** start Data provided **

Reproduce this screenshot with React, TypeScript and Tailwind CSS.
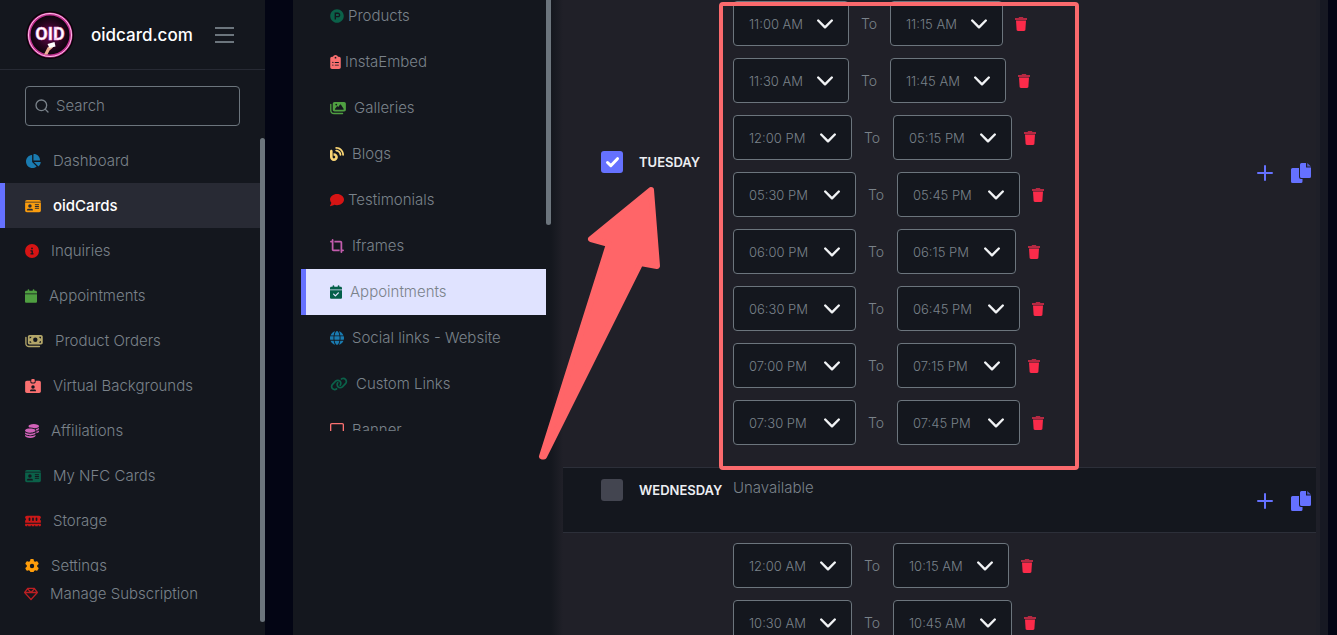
import type { IconType } from "react-icons"
import {
  FaBlog, FaCalendar, FaCalendarCheck, FaChartPie, FaCircleInfo, FaClipboardList, FaCoins,
  FaComment, FaCropSimple, FaGear, FaGlobe, FaIdCard, FaIdCardClip, FaImages, FaLink,
  FaMemory, FaMoneyBills, FaProductHunt, FaRegGem, FaRegMessage,
} from "react-icons/fa6"
import { Search } from "lucide-react"
import clsx from "clsx"

type MenuItem = { label: string; icon: IconType; style: string; gap?: string }
type Slot = { from: string; to: string; fromWidth: string; toWidth: string }

const mainMenu: MenuItem[] = [
  { label: "Dashboard", icon: FaChartPie, style: "w-4 text-[#1a7bb0]" },
  { label: "oidCards", icon: FaIdCard, style: "w-4 text-[#fb9d0e]" },
  { label: "Inquiries", icon: FaCircleInfo, style: "w-3.5 text-[#d61414]" },
  { label: "Appointments", icon: FaCalendar, style: "w-3 text-[#4f9f41]" },
  { label: "Product Orders", icon: FaMoneyBills, style: "w-[18px] text-[#b3a669]" },
  { label: "Virtual Backgrounds", icon: FaIdCardClip, style: "w-4 text-[#fa7070]" },
  { label: "Affiliations", icon: FaCoins, style: "w-3.5 text-[#d162b8]" },
  { label: "My NFC Cards", icon: FaIdCard, style: "w-4 text-[#0b6149]" },
  { label: "Storage", icon: FaMemory, style: "w-4 text-[#cb1818]" },
  { label: "Settings", icon: FaGear, style: "w-3.5 text-[#ff9d0a]" },
]

const cardMenu: MenuItem[] = [
  { label: "Products", icon: FaProductHunt, style: "w-3.5 text-[#0b6149]", gap: "gap-1" },
  { label: "InstaEmbed", icon: FaClipboardList, style: "w-[11px] text-[#fa7070]", gap: "gap-1" },
  { label: "Galleries", icon: FaImages, style: "w-4 text-[#4f9f41]", gap: "gap-2" },
  { label: "Blogs", icon: FaBlog, style: "w-3.5 text-[#fbd675]", gap: "gap-2" },
  { label: "Testimonials", icon: FaComment, style: "w-3.5 text-[#d61414]", gap: "gap-1" },
  { label: "Iframes", icon: FaCropSimple, style: "w-3.5 text-[#c35cad]", gap: "gap-2" },
  { label: "Appointments", icon: FaCalendarCheck, style: "w-3 text-[#04604a]", gap: "gap-2" },
  { label: "Social links - Website", icon: FaGlobe, style: "w-3.5 text-[#1a7bb0]", gap: "gap-2" },
  { label: "Custom Links", icon: FaLink, style: "w-[18px] text-[#0b6149]", gap: "gap-2" },
  { label: "Banner", icon: FaRegMessage, style: "w-3.5 text-[#fa7070]", gap: "gap-2" },
]

const tuesday: Slot[] = [
  { from: "11:00 AM", to: "11:15 AM", fromWidth: "w-[116px]", toWidth: "w-[113px]" },
  { from: "11:30 AM", to: "11:45 AM", fromWidth: "w-[116px]", toWidth: "w-[116px]" },
  { from: "12:00 PM", to: "05:15 PM", fromWidth: "w-[119px]", toWidth: "w-[119px]" },
  { from: "05:30 PM", to: "05:45 PM", fromWidth: "w-[123px]", toWidth: "w-[123px]" },
  { from: "06:00 PM", to: "06:15 PM", fromWidth: "w-[123px]", toWidth: "w-[119px]" },
  { from: "06:30 PM", to: "06:45 PM", fromWidth: "w-[123px]", toWidth: "w-[123px]" },
  { from: "07:00 PM", to: "07:15 PM", fromWidth: "w-[123px]", toWidth: "w-[119px]" },
  { from: "07:30 PM", to: "07:45 PM", fromWidth: "w-[123px]", toWidth: "w-[123px]" },
]

const thursday: Slot[] = [
  { from: "12:00 AM", to: "10:15 AM", fromWidth: "w-[119px]", toWidth: "w-[116px]" },
  { from: "10:30 AM", to: "10:45 AM", fromWidth: "w-[119px]", toWidth: "w-[119px]" },
]

const Logo = () => (
  <svg viewBox="0 0 48 48" className="size-12 shrink-0">
    <defs>
      <radialGradient id="glow">
        <stop offset="0" stopColor="#6d0a52" />
        <stop offset="0.6" stopColor="#2a0521" />
        <stop offset="1" stopColor="#08040a" />
      </radialGradient>
    </defs>
    <circle cx="24" cy="24" r="24" fill="#0a0509" />
    <circle cx="24" cy="24" r="21" fill="url(#glow)" stroke="#c0308f" strokeWidth="3" />
    <circle cx="24" cy="24" r="21.5" fill="none" stroke="#ffc0ea" strokeWidth="1" />
    <text x="24" y="29" textAnchor="middle" fontFamily="Roboto, sans-serif" fontSize="18" fontWeight="700" fill="#fff" stroke="#f8a5e4" strokeWidth="0.5">OID</text>
    <path d="M18 43.500l3.500-7 3.500-2.500 2 2.500-3.500 3-2 4z" fill="#edb196" />
    <path d="M21.500 33l7-2 1 4.500-6 1.500z" fill="#fff" />
  </svg>
)

const TrashIcon = () => (
  <svg viewBox="0 0 12 14" className="h-3.5 w-3">
    <path d="M0 1h3.500l.6-1h3.800l.6 1H12v2H0z" fill="#b52942" />
    <path d="M1 3.500h10l-.6 9.300c0 .7-.6 1.200-1.300 1.200H2.900c-.7 0-1.300-.5-1.300-1.200z" fill="#fb2b4a" />
  </svg>
)

const CopyIcon = () => (
  <svg viewBox="0 0 20 20" className="size-5" fill="#6571ff">
    <path d="M1.500 5H8v9a2 2 0 0 0 2 2h1.500v2.500A1.500 1.500 0 0 1 10 20H1.500A1.500 1.500 0 0 1 0 18.500v-12A1.500 1.500 0 0 1 1.500 5z" />
    <path d="M10.500 0H15v4.500h5v9a1.500 1.500 0 0 1-1.500 1.500h-8A1.500 1.500 0 0 1 9 13.500v-12A1.500 1.500 0 0 1 10.500 0z" />
    <path d="M16.200 0L20 3.600h-3.800z" opacity=".75" />
  </svg>
)

const TimeSelect = ({ value, width, label }: { value: string; width: string; label: string }) => (
  <div className={clsx("relative h-[45px]", width)}>
    <select aria-label={label} className="h-full w-full appearance-none rounded border border-[#6c757d] bg-[#14171e] px-[15px] text-[13px] font-light text-[#7a828a]">
      <option>{value}</option>
    </select>
    <svg viewBox="0 0 16 10" className="pointer-events-none absolute top-[18px] right-4 h-2.5 w-4" fill="none" stroke="#f1f3f5" strokeWidth="2.4" strokeLinecap="round" strokeLinejoin="round">
      <path d="M1.200 1.500L8 8.300l6.800-6.800" />
    </svg>
  </div>
)

const Slots = ({ day, slots }: { day: string; slots: Slot[] }) => (
  <div className="flex flex-col gap-3">
    {slots.map((slot) => (
      <div key={slot.from} className="flex items-center gap-3">
        <TimeSelect value={slot.from} width={slot.fromWidth} label={`${day} from ${slot.from}`} />
        <span className="w-[17px] text-sm font-light">To</span>
        <TimeSelect value={slot.to} width={slot.toWidth} label={`${day} to ${slot.to}`} />
        <button aria-label={`Delete ${slot.from}`}>
          <TrashIcon />
        </button>
      </div>
    ))}
  </div>
)

const DayCheck = ({ day, checked }: { day: string; checked: boolean }) => (
  <div className="flex w-[132px] shrink-0 items-center gap-4">
    <div className="relative size-[22px] shrink-0">
      <input id={day} type="checkbox" defaultChecked={checked} className="peer block size-full appearance-none rounded-[3px] bg-[#434550] checked:bg-[#6571ff]" />
      <svg viewBox="0 0 22 22" className="pointer-events-none absolute inset-0 hidden peer-checked:block" fill="none" stroke="#fff" strokeWidth="3" strokeLinecap="round" strokeLinejoin="round">
        <path d="M6.500 11.500l3.300 3.200 6.700-7" />
      </svg>
    </div>
    <label htmlFor={day} className="text-[13px] leading-5 font-semibold text-[#eceef2]">{day}</label>
  </div>
)

const DayActions = () => (
  <div className="ml-auto flex items-center gap-[18px]">
    <button aria-label="Add slot">
      <svg viewBox="0 0 16 16" className="size-4" stroke="#6571ff" strokeWidth="2" strokeLinecap="round">
        <path d="M8 1v14M1 8h14" />
      </svg>
    </button>
    <button aria-label="Copy slots">
      <CopyIcon />
    </button>
  </div>
)

const Sidebar = () => (
  <aside className="flex w-[265px] shrink-0 flex-col bg-[#14171e]">
    <header className="flex h-[70px] shrink-0 items-center border-b border-[#272a34] pl-[26px]">
      <Logo />
      <a href="#" className="ml-[17px] w-[124px] text-[17px] font-medium text-white">oidcard.com</a>
      <button aria-label="Toggle menu" className="flex flex-col gap-[5px]">
        <span className="h-0.5 w-[19px] bg-[#6c757d]" />
        <span className="h-0.5 w-[19px] bg-[#6c757d]" />
        <span className="h-0.5 w-[19px] bg-[#6c757d]" />
      </button>
    </header>

    <div className="mx-[25px] mt-4 mb-3 flex h-10 shrink-0 items-center gap-1.5 rounded border border-[#6c757d] px-2">
      <Search size={16} strokeWidth={2} className="shrink-0" />
      <input aria-label="Search" placeholder="Search" className="min-w-0 flex-1 bg-transparent text-[15px] font-light outline-none placeholder:text-[#7a828a]" />
    </div>

    <div className="flex min-h-0 flex-1">
      <div className="flex flex-1 flex-col">
        <nav className="min-h-0 flex-1 overflow-hidden">
          {mainMenu.map(({ label, icon: Icon, style }) => (
            <a
              key={label}
              href="#"
              className={clsx(
                "flex h-[45px] items-center gap-3 border-l-[5px] pl-5",
                label === "oidCards" ? "border-[#6571ff] bg-[#282a34] font-medium text-white" : "border-transparent",
              )}
            >
              <Icon className={clsx("h-3.5 shrink-0", style)} />
              {label}
            </a>
          ))}
        </nav>
        <a href="#" className="mb-[19px] flex h-11 shrink-0 items-center gap-3 pl-6">
          <FaRegGem className="size-3.5 text-[#bb1f23]" />
          Manage Subscription
        </a>
      </div>
      <div className="mb-[13px] w-[5px] rounded-full bg-[#6c757d]" />
    </div>
  </aside>
)

const CardMenu = () => (
  <aside className="flex w-[258px] shrink-0 items-start bg-[#14171e] pl-2">
    <nav className="h-[431px] flex-1 overflow-hidden">
      <div className="-mt-[7px]">
        {cardMenu.map(({ label, icon: Icon, style, gap }) => (
          <a
            key={label}
            href="#"
            className={clsx(
              "flex h-[46px] items-center border-l-[5px] pl-6",
              gap,
              label === "Appointments" ? "border-[#6571ff] bg-[#e0e3ff]" : "border-transparent",
            )}
          >
            <Icon className={clsx("h-3.5 shrink-0", style)} />
            {label}
          </a>
        ))}
      </div>
    </nav>
    <div className="h-[225px] w-[5px] rounded-b-full bg-[#6c757d]" />
  </aside>
)

const Schedule = () => (
  <main className="min-w-0 flex-1 overflow-hidden bg-[#202028]">
    <section className="flex pt-px pr-[5px] pb-[22px] pl-[38px]">
      <div className="pt-[150px]">
        <DayCheck day="TUESDAY" checked />
      </div>
      <Slots day="Tuesday" slots={tuesday} />
      <div className="ml-auto pt-[162px]">
        <DayActions />
      </div>
    </section>

    <section className="flex h-[66px] items-start border-y border-[#2c2f39] bg-[#14171e] pr-[5px] pl-[38px]">
      <div className="pt-[11px]">
        <DayCheck day="WEDNESDAY" checked={false} />
      </div>
      <p className="pt-2.5">Unavailable</p>
      <div className="ml-auto pt-[23px]">
        <DayActions />
      </div>
    </section>

    <section className="flex pt-2.5 pl-[170px]">
      <Slots day="Thursday" slots={thursday} />
    </section>
  </main>
)

// Callout marks that point out the Tuesday slots.
const Callouts = () => (
  <>
    <div className="pointer-events-none absolute top-0.5 left-[719px] h-[468px] w-[360px] rounded-sm border-4 border-[#fb6a6d]" />
    <svg viewBox="0 0 130 280" className="pointer-events-none absolute top-[183px] left-[535px] h-[280px] w-[130px]">
      <path d="M116 7L56 56l18 5L7 273.500h2L105.500 80 122 83z" fill="#ff6568" stroke="#ff6568" strokeWidth="6" strokeLinejoin="round" />
    </svg>
  </>
)

export default function App() {
  return (
    <div className="relative flex h-screen overflow-hidden bg-[#030514] font-['Inter','Liberation_Sans',sans-serif] text-[15px] leading-5 font-light text-[#7a828a]">
      <Sidebar />
      <div className="ml-7 flex min-w-0 flex-1">
        <CardMenu />
        <div className="w-3 shrink-0 bg-linear-to-r from-[#14171e] to-[#202028]" />
        <Schedule />
        <div className="w-1 shrink-0 bg-[#1e1f28]" />
        <div className="mr-[9px] w-2 shrink-0 bg-[#171923]" />
      </div>
      <Callouts />
    </div>
  )
}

** end Data provided **

Restate only the lines running from the start of the material above through the line containing "string; to: string;", ends included. No pictures.

- Full answer -
Reproduce this screenshot with React, TypeScript and Tailwind CSS.
import type { IconType } from "react-icons"
import {
  FaBlog, FaCalendar, FaCalendarCheck, FaChartPie, FaCircleInfo, FaClipboardList, FaCoins,
  FaComment, FaCropSimple, FaGear, FaGlobe, FaIdCard, FaIdCardClip, FaImages, FaLink,
  FaMemory, FaMoneyBills, FaProductHunt, FaRegGem, FaRegMessage,
} from "react-icons/fa6"
import { Search } from "lucide-react"
import clsx from "clsx"

type MenuItem = { label: string; icon: IconType; style: string; gap?: string }
type Slot = { from: string; to: string; fromWidth: string; toWidth: string }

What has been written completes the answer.